# War of the Worlds Diorama



## cylon

This started out as a fairly simple yet entirely enjoyable build of Pegasus' Alien Tripod from Spielberg's version of War of the Worlds. It begged for a setting so I decided to build a 2'x2' diorama of it wreaking havoc alongside a highway.

I've been picking away at this for a few months now. I'm going to call it "mostly done" because there are still a few details I want to add to it, but it's time to move on to another kit.

Here are some pics of the diorama I built for the tripod. Tom Cruise's mini-van was a die-cast pewter kit and most everything is 1/144 n-scale. The tiny barn was a laser-cut kit.

Hope you enjoy the pics!


----------



## Antsnest

Great stuff! I expecially like the red weed!


----------



## spawndude

Nice job!!! I like it.

Do you have a pic that shows the entire diorama?

I've found that when building a diorama you always think of some little something to add. At some point you just have to call it done.


----------



## KUROK

Looks really dramatic.
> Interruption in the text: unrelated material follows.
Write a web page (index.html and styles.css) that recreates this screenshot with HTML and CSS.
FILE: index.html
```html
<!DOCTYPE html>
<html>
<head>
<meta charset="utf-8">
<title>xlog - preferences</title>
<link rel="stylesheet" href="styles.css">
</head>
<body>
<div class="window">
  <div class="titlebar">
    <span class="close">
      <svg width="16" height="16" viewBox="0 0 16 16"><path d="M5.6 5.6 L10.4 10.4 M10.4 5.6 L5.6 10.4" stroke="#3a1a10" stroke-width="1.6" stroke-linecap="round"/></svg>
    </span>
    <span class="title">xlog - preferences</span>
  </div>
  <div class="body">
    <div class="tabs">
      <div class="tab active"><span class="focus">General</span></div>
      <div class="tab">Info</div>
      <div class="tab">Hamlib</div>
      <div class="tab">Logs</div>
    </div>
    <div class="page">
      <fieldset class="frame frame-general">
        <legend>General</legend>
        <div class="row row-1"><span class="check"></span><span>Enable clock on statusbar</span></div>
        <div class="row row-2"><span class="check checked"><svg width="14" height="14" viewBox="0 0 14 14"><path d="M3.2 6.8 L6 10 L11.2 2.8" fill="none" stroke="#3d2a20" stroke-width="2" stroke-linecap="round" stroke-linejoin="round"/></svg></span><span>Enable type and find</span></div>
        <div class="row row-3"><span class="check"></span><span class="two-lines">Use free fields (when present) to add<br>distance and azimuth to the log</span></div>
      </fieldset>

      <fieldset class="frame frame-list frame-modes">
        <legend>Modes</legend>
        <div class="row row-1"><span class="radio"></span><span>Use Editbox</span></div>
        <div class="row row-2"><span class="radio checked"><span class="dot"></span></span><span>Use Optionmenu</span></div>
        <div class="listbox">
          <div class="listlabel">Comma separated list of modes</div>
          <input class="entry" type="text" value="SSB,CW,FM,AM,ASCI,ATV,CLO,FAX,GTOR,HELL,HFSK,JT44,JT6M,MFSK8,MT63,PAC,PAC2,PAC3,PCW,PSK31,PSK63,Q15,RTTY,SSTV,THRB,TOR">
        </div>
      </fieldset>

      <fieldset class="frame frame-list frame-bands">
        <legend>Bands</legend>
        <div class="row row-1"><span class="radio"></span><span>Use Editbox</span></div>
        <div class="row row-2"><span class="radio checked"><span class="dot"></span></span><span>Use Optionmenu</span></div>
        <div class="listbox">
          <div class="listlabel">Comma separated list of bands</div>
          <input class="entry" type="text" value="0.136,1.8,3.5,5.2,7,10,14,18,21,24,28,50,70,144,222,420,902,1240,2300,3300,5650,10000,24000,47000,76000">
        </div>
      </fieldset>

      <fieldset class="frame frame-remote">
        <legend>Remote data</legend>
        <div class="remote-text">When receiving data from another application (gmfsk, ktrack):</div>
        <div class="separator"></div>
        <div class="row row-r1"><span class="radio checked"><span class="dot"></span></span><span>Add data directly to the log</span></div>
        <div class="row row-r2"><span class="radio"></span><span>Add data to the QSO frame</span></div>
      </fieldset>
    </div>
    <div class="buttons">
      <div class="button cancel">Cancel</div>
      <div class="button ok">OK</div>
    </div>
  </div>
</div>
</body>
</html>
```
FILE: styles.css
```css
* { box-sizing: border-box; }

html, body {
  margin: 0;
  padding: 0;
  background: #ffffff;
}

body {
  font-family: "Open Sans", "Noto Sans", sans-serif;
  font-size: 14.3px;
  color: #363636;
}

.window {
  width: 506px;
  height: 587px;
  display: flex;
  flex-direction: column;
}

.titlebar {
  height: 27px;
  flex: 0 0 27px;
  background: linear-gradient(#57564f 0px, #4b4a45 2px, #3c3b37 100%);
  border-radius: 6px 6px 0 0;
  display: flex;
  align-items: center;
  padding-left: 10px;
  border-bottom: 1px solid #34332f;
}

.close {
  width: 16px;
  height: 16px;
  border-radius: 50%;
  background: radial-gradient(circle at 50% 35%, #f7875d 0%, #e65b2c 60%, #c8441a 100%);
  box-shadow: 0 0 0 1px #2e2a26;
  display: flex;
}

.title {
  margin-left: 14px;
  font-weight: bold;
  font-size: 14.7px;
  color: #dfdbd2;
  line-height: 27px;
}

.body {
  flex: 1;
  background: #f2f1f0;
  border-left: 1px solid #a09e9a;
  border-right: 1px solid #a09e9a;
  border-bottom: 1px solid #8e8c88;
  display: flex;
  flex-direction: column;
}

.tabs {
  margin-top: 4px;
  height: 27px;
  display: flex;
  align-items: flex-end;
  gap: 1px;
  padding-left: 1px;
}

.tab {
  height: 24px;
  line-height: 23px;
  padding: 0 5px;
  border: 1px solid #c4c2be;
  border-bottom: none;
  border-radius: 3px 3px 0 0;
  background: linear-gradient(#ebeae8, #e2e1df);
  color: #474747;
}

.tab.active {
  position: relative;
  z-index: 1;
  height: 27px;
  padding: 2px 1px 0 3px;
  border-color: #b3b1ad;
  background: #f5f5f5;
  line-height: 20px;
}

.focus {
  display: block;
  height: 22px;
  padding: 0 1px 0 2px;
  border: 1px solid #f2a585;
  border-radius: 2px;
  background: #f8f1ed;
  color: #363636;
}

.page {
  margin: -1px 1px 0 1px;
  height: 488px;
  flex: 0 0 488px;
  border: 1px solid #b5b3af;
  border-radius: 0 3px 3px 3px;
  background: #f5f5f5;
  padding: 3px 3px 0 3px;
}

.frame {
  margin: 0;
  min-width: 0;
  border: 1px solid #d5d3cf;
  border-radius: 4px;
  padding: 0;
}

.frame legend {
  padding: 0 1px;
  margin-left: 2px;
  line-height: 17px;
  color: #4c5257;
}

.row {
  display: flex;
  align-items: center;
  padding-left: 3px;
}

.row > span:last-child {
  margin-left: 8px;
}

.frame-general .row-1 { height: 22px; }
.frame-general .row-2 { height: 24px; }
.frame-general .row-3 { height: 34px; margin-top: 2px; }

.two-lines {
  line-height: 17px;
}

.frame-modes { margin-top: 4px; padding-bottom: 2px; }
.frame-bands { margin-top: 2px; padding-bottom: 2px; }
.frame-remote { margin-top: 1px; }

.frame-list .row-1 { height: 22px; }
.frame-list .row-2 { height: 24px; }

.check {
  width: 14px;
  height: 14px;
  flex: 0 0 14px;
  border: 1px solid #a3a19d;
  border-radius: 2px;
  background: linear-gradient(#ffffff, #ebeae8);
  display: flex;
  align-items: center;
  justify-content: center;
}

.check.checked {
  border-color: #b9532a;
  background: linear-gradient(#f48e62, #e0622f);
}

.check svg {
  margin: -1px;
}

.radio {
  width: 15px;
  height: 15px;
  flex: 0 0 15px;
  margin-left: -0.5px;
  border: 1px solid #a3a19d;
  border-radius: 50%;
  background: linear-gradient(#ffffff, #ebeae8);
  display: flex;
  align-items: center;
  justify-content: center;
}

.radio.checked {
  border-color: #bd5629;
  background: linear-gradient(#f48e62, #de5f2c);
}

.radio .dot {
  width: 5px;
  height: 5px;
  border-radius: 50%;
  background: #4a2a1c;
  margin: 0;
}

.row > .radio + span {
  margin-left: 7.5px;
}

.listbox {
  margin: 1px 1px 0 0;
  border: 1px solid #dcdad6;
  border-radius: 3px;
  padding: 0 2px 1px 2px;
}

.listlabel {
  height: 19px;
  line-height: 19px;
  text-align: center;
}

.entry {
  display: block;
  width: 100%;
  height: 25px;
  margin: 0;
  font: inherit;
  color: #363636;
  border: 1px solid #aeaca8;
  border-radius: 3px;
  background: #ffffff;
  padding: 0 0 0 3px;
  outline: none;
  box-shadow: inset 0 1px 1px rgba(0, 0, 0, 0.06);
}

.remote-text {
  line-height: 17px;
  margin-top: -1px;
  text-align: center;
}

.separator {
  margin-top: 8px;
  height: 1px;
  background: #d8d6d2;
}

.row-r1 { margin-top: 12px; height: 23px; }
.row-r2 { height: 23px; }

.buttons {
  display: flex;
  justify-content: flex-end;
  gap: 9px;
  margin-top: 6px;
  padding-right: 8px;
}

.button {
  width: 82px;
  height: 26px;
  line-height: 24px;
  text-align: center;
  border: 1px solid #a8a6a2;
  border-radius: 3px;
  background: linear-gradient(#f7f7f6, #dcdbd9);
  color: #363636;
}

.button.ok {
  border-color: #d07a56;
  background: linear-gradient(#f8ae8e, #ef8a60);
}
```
Photos look great!


----------



## cylon

spawndude said:


> Nice job!!! I like it.
> 
> Do you have a pic that shows the entire diorama?
> 
> I've found that when building a diorama you always think of some little something to add. At some point you just have to call it done.
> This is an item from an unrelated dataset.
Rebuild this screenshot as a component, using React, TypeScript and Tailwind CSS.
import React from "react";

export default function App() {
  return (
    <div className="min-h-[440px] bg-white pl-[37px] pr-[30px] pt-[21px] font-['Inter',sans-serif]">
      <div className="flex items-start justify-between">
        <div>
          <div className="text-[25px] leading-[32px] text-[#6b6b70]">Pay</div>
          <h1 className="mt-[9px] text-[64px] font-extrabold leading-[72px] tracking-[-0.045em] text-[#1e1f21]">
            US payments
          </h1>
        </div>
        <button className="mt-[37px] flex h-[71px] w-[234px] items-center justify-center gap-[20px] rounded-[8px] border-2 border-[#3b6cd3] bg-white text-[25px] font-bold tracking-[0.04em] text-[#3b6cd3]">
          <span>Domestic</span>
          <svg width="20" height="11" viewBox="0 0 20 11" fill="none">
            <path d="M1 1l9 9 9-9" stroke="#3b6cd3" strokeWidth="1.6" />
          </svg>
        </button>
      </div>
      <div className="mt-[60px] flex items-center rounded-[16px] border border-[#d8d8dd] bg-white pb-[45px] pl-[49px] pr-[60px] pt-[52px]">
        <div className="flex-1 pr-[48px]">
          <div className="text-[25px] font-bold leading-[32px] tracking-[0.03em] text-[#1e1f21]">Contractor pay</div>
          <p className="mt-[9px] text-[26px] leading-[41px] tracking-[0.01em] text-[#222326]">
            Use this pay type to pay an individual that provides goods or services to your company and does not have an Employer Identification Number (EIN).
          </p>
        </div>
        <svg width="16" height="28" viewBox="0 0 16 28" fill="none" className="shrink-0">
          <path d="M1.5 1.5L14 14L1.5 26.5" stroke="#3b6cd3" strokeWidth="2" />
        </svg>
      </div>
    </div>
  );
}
Here is a pic of the entire diorama taken at a smallish contest. It won the diorama category (because it was the only entry!)


----------



## Jafo

pretty cool


----------



## Owen E Oulton

What did you use for the red Martian weed?


----------



## cylon

Owen E Oulton said:


> What did you use for the red Martian weed?


For the red weed I used Woodland Scenics Poly Fiber. I sprayed it gloss red. Turned out better than I thought it would! Worked well for n-scale.


----------



## SJF

Fantastic job! The photography is also very well done, too. 

Sean


----------



## BOXIE

All I can say is WOW.That is amazing.


----------



## John P

Ooooo-laaaaaa!
:thumbsup:


----------



## Nighteagle2001

Fantastic work !!


----------



## Mitchellmania

Amazing work! Are all the buildings and cars HO scale?


----------



## Owen E Oulton

In the original post, he specifies N-scale, which is 1/148 to 1/160, a little over half the size of HO


----------



## Splatcat

I was at that smallish contest (Yes it was very small...) and got to see the diorama in person. It is a truly stunning piece of work especially for those of us who live in the area. All of us were simply awestruck by it. That was also the first time I got to see the Martian Tri-pod fully assembled and it looked great! 
Hey Cylon did you ever get your lost model back?


----------



## harristotle

That is stunning, great job!


----------



## cylon

Splatcat said:


> I was at that smallish contest (Yes it was very small...) and got to see the diorama in person. It is a truly stunning piece of work especially for those of us who live in the area. All of us were simply awestruck by it. That was also the first time I got to see the Martian Tri-pod fully assembled and it looked great!
> Hey Cylon did you ever get your lost model back?


Yes they very kindly brought both "lost" models back to the local hobby shop and stuck them in the display case for now. I was glad to have not permanently lost them although I would've been okay with it if somebody's kid kept them because he liked them so much!

I still want to weather the tripod a bit and add a couple more tentacles!


----------



## Whiteraven_2001

The first two photos almost look like movie stills; very atmospheric lighting.

Is the tripod lit? That would be the last bit to push it "over the cliff."


----------



## cylon

Whiteraven_2001 said:


> The first two photos almost look like movie stills; very atmospheric lighting.
> 
> Is the tripod lit? That would be the last bit to push it "over the cliff."


It is not lit but I have the 1953 Martian War of the Worlds that begs to be lit up. Can't wait to start that one!


----------



## Street Sweeper

*Home Sick*

Work transferred me to Cleveland back in Aug. of '09 so it has been a while since I've seen a WOODTV8 van or a Meijer Semi. When I saw the van I was like wait... That's GR. Very cool. I enjoyed the pictures of your model. I also greatly appreciate and miss the "Local" touches of Home. Thank you for sharing.


----------



## starduster

Awesome diorama and great photography very atmospheric, and thank you for sharing. Karl


----------



## OKCmike

Very nicely done, I love it!


----------



## dmw1142

fantastic job on the diorama the red "veins" are perfect.


----------



## pqtlnspo

awsome diorama!!!


----------